The reason is the company’s policy of limiting free usage to ten hours and/or five plays per track every month, after the first six months of the trial. Full access, if you haven’t paid for it yet, will cost you $9.99 per month, with partial access (no mobile, no offline, etc. but also no ads and no streaming limits) at $4.99.

What we’re really looking at here is two parts of a conversion funnel — the traffic growth part, then the paywall part — for what appears to be a legitimate contender to iTunes (and any other music service out there). Presumably, that was the plan.

When I say “you,” I specifically mean all the people who joined because of the special integration with Facebook that Spotify has had going since September. Those people won’t be hitting the six month limit quite yet, but there’ll be a lot of them, judging by all the growth Spotify has been enjoying on Facebook lately.

Today it has 5.4 million daily active users (although the numbers fluctuate) and 12.3 million monthly active users, according to the AppData app tracking service. Engagement of nearly 50% is impressively high for any Facebook app, especially one that’s grown this much this quickly. Before the launch in late September, Spotify had 3.4 million monthly actives, with daily active numbers that averaged around half that.

Meanwhile, basically no other music service is even close to Spotify on Facebook — the other ones that launched on Facebook in September have gone nowhere (on Facebook). That’s partially because Facebook seems to have given Spotify special prominence in users news feeds and the ticker for months. Spotify’s Facebook growth is also because Facebook forced Spotify to require all of its users to only log in using their Facebook accounts.

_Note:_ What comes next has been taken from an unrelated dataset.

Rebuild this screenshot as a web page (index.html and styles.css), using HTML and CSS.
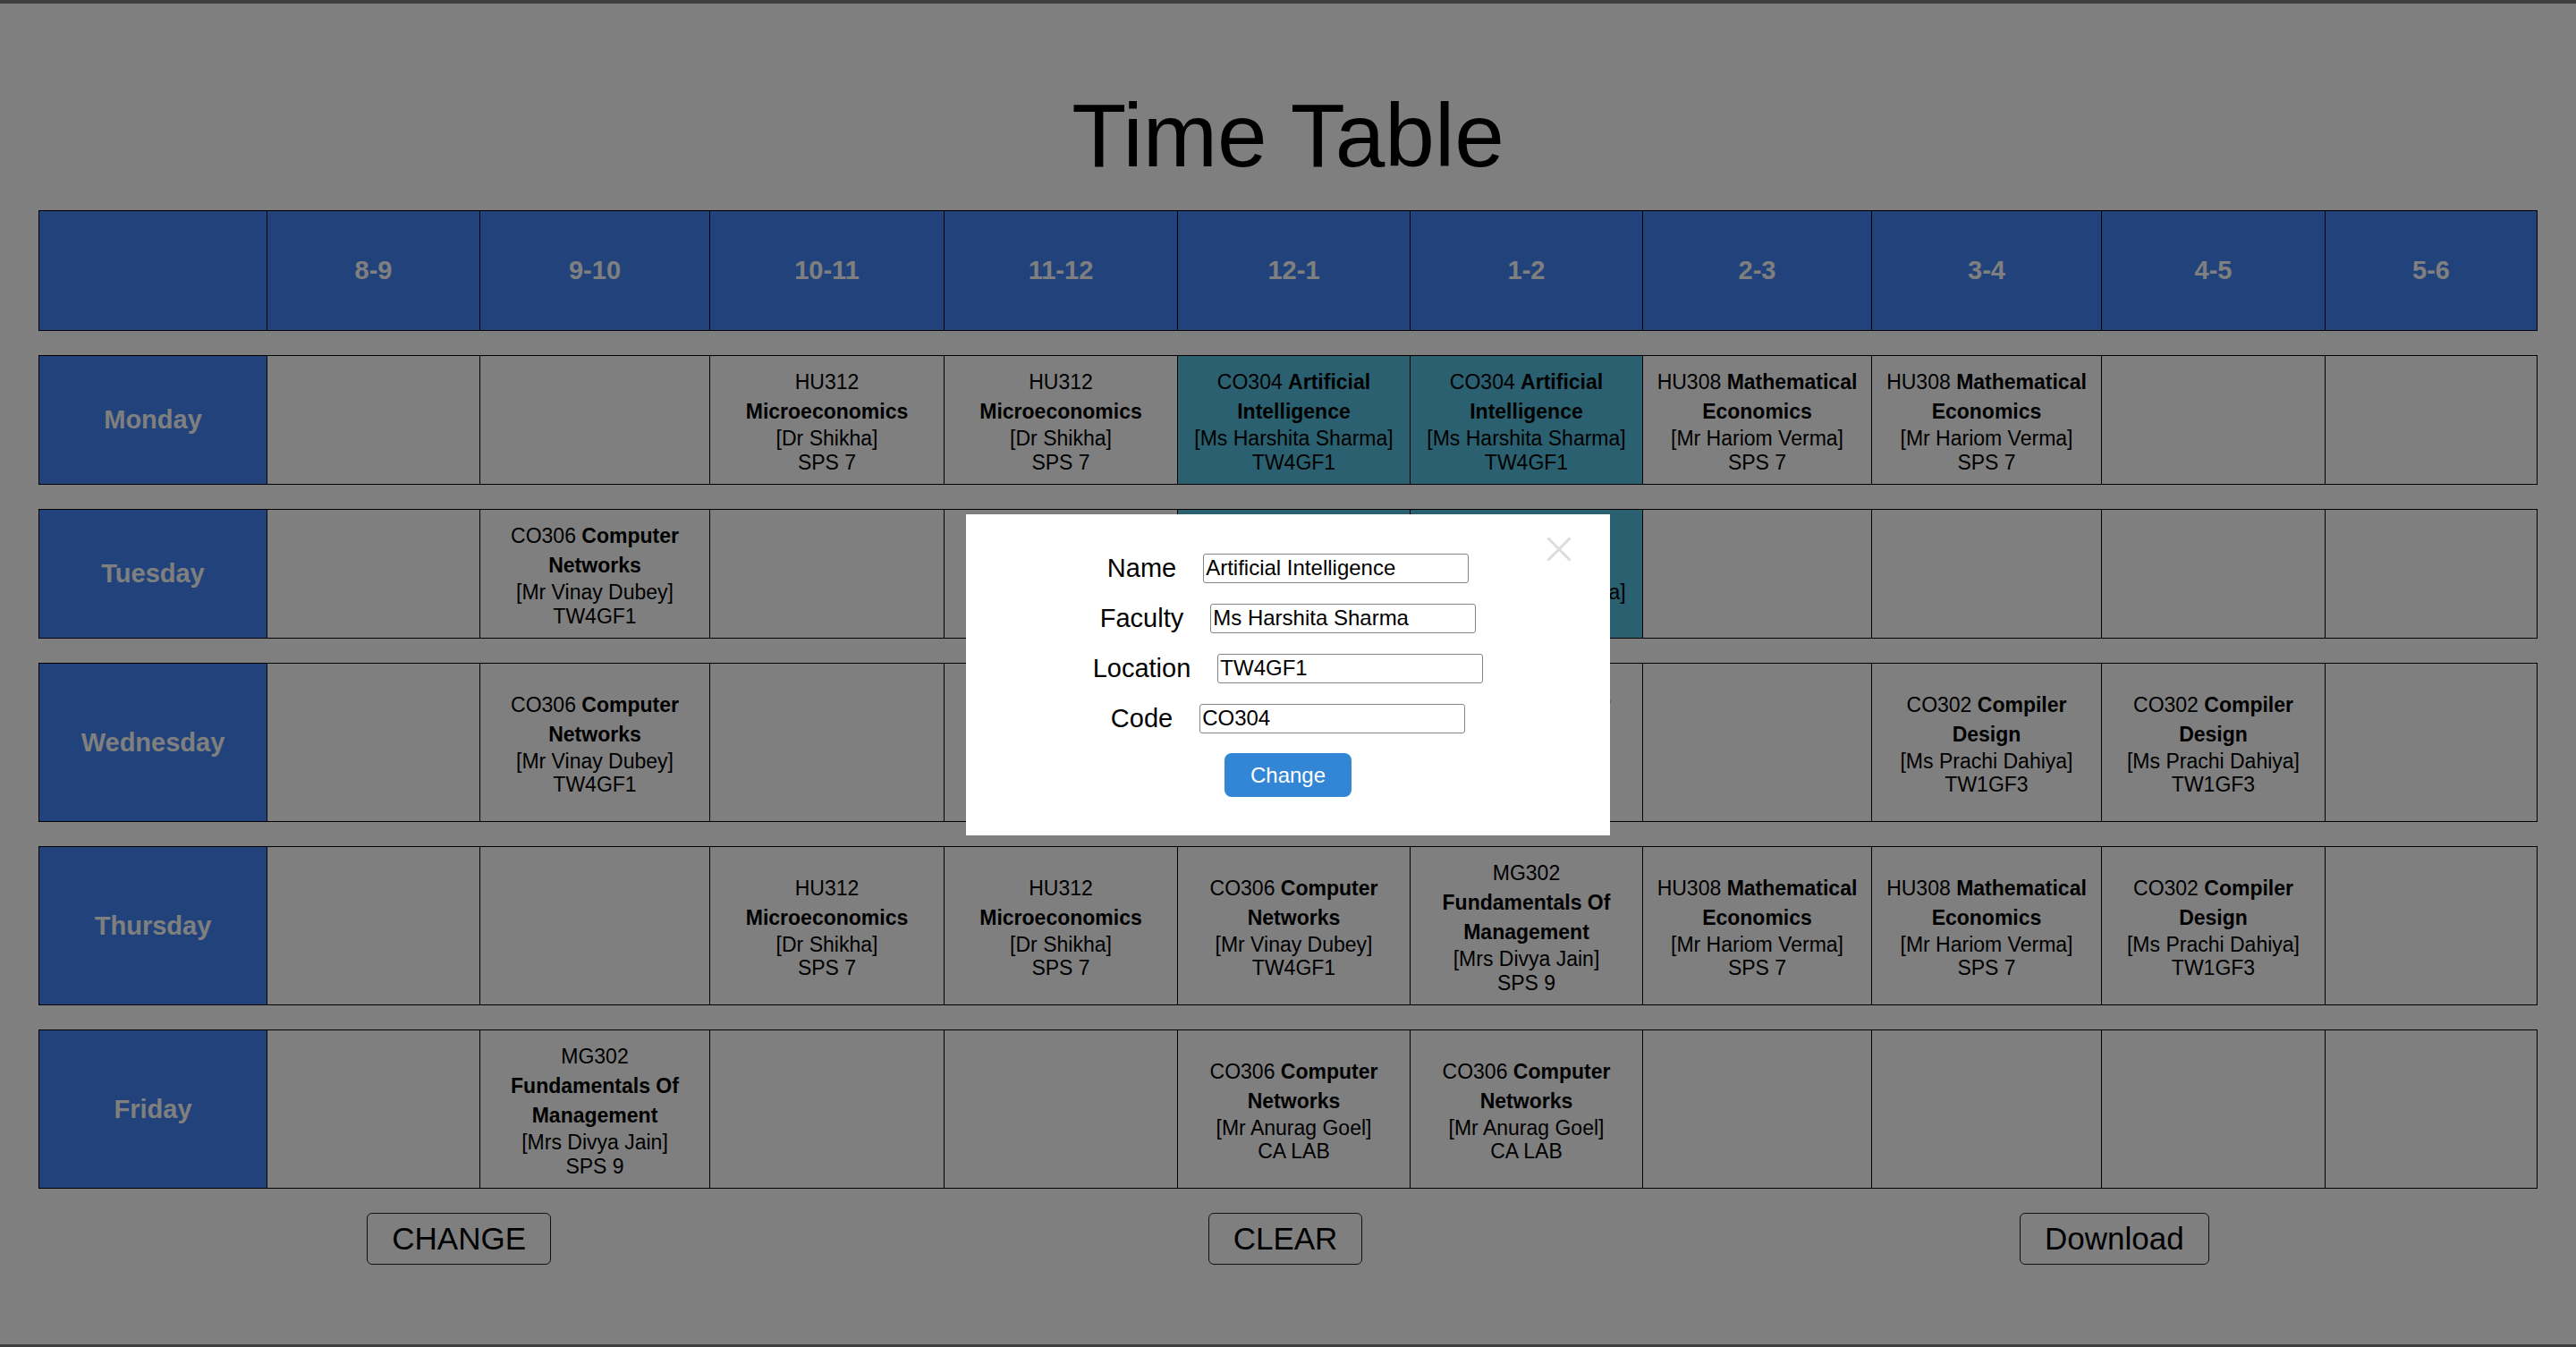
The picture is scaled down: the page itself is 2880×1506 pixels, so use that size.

The only other company that has any sort of serious traction on Facebook is internet radio company Pandora, which has 1.2 million daily actives and 9.5 million monthly actives, despite not being involved in the September launch. It’s not clear where that growth is coming from, other than purely organic growth.


Company: Spotify
Website: spotify.com
Launch Date: 2006
Funding: $183M

Spotify has created a lightweight software application that allows instant listening to specific tracks or albums with virtually no buffering delay. It was launched in the fall of 2008 and had approximately 10 million users by September 2010. Spotify offers streaming music from major and independent record labels including Sony, EMI, Warner Music Group, and Universal. Users download Spotify and then log onto their service enabling the on-demand streaming of music. Music can be browsed by artist, album, record...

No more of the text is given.